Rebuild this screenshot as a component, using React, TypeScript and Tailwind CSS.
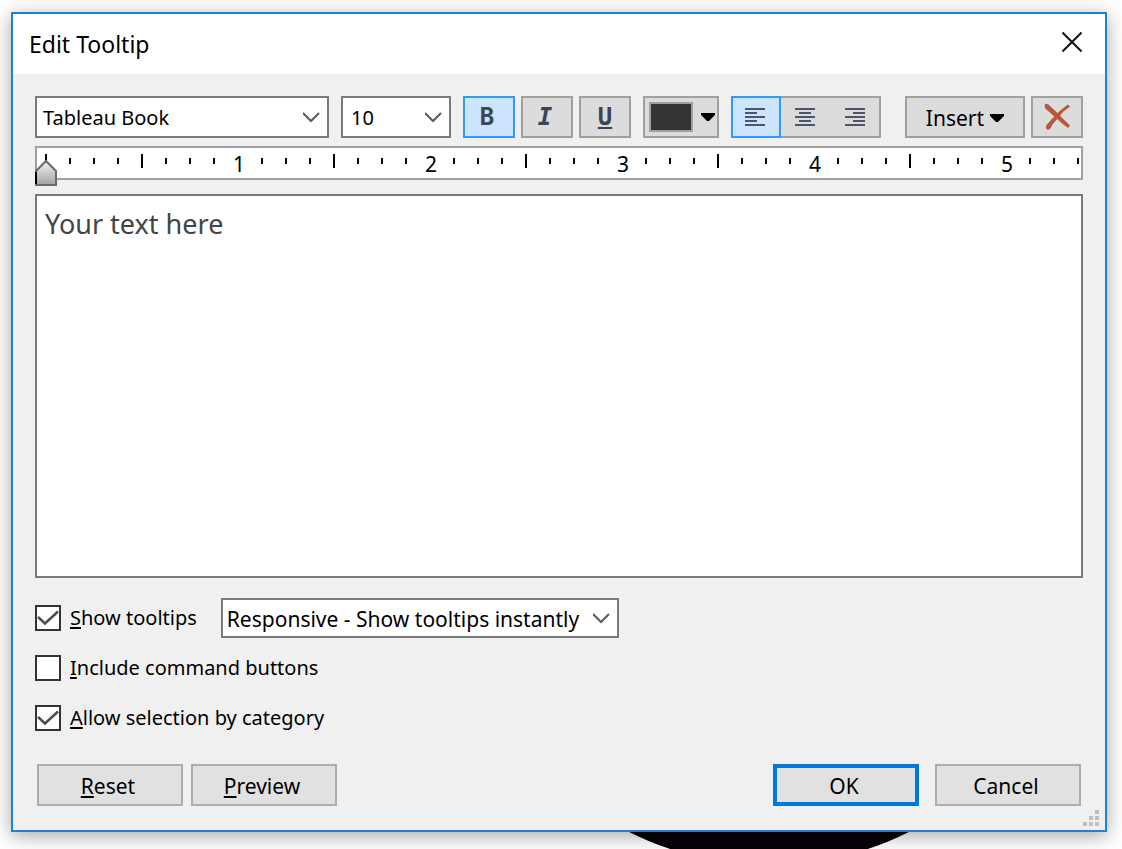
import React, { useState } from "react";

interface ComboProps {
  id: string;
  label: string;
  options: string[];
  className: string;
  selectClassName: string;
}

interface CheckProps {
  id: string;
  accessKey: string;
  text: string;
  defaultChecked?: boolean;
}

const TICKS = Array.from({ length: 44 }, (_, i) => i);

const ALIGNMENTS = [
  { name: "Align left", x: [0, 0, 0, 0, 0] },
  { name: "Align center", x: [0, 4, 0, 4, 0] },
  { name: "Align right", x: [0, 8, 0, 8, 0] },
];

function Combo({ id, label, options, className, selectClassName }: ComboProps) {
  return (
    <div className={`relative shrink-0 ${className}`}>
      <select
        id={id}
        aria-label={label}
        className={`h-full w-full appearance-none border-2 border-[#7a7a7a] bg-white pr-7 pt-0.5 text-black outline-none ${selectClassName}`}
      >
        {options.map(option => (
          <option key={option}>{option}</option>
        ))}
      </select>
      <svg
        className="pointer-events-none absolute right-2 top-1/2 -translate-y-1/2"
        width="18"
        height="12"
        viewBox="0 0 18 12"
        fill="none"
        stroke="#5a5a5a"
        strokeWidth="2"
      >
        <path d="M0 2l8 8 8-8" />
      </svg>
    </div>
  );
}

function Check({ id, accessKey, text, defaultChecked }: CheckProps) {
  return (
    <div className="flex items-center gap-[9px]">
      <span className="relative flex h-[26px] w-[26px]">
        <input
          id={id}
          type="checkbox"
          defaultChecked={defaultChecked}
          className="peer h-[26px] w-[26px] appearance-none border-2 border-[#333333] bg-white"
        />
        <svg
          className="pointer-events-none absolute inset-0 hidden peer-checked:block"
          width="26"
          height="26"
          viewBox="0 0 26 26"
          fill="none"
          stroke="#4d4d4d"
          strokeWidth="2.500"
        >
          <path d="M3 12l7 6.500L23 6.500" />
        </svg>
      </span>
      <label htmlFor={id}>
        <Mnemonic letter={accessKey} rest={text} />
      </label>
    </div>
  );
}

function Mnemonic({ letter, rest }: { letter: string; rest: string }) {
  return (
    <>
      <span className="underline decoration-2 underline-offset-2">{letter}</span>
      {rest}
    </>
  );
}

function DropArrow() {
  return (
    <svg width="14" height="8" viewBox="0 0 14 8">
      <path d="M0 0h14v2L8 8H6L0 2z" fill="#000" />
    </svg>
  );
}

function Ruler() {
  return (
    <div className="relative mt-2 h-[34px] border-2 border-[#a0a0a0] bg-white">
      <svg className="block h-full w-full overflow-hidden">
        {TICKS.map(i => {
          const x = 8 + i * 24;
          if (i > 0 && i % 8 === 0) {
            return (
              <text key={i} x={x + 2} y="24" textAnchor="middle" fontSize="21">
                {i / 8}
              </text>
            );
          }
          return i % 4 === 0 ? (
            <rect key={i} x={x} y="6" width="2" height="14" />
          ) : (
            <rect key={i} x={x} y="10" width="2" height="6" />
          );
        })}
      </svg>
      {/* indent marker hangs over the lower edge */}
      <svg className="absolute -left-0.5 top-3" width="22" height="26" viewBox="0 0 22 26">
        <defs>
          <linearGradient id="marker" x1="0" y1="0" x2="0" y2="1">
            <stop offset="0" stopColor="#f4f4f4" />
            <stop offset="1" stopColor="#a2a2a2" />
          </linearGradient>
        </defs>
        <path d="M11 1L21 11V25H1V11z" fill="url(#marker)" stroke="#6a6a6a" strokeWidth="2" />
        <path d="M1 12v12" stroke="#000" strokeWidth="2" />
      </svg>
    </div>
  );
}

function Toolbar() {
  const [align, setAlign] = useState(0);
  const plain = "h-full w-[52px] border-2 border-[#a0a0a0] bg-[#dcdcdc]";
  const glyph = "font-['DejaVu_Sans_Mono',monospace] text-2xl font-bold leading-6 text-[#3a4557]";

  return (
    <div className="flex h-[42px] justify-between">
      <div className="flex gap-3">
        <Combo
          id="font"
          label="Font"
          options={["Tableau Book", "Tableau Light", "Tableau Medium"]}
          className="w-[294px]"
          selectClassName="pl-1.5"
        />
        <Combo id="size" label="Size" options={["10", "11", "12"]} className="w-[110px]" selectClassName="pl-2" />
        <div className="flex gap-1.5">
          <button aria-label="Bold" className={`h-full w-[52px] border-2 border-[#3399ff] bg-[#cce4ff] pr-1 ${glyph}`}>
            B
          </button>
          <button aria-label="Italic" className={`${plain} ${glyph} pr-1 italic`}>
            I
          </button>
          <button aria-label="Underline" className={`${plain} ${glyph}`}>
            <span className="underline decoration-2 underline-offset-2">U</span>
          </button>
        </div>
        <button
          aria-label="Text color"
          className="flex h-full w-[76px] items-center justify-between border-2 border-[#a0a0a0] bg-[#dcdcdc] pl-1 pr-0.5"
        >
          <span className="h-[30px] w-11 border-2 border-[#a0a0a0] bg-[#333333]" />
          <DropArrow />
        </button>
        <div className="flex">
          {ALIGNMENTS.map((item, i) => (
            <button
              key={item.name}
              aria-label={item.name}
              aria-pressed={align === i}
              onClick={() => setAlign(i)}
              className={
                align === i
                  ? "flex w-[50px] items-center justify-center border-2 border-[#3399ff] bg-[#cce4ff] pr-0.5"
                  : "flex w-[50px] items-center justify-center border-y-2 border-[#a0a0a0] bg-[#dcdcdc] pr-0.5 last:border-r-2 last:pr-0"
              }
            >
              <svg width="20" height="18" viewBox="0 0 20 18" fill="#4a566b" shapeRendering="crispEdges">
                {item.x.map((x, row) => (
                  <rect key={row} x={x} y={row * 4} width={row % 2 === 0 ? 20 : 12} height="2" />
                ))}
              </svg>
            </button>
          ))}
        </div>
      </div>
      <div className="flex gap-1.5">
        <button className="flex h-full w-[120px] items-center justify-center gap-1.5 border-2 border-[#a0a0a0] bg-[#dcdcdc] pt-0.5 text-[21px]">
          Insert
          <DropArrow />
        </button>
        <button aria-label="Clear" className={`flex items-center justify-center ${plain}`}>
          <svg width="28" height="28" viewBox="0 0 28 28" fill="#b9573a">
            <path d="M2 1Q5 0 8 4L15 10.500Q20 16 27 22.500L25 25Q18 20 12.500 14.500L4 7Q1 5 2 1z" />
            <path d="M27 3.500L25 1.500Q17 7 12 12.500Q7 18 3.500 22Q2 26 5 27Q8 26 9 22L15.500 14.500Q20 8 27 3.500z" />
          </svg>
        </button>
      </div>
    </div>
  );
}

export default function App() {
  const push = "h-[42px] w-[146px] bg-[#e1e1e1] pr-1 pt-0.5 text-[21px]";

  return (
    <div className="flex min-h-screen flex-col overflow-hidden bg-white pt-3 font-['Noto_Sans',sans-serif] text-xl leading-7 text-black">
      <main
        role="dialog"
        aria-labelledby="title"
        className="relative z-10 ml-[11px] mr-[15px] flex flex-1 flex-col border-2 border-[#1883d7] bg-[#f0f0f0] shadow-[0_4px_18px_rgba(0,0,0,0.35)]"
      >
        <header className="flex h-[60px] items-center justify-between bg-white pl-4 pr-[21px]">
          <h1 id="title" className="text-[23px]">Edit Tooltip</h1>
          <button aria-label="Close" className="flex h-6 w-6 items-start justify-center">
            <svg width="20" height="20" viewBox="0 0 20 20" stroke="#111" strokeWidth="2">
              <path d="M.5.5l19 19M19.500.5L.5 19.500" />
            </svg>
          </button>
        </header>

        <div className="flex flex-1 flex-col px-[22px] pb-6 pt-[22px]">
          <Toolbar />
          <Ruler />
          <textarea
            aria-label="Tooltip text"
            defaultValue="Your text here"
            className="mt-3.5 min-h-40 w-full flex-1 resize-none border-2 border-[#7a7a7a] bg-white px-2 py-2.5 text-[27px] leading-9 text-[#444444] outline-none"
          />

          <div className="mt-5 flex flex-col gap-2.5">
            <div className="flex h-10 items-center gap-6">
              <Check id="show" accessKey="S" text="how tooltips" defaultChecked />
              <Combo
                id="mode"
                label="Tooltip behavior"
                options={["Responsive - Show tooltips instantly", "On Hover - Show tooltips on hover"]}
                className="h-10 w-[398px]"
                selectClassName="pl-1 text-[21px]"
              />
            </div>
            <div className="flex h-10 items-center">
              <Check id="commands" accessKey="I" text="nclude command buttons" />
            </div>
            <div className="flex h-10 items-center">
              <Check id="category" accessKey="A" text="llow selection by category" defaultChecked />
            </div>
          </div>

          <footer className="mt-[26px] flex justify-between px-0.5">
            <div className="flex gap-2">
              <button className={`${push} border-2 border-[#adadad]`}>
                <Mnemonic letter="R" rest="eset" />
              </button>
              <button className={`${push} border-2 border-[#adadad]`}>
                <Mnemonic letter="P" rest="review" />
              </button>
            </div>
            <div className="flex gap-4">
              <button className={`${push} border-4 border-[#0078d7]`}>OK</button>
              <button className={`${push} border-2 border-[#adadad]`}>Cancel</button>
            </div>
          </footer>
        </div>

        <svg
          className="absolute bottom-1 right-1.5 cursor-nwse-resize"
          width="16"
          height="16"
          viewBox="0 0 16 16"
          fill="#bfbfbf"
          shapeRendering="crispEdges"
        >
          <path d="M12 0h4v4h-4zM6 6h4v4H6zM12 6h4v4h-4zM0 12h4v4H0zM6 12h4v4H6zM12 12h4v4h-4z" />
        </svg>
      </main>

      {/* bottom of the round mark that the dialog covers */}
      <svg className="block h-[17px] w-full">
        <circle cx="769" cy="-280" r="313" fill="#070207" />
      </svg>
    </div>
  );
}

● TASK DESCRIPTION
Scan the data for the word "React" and copy every line where it shows up.

● RESPONSE TO THIS TASK
Rebuild this screenshot as a component, using React, TypeScript and Tailwind CSS.
import React, { useState } from "react";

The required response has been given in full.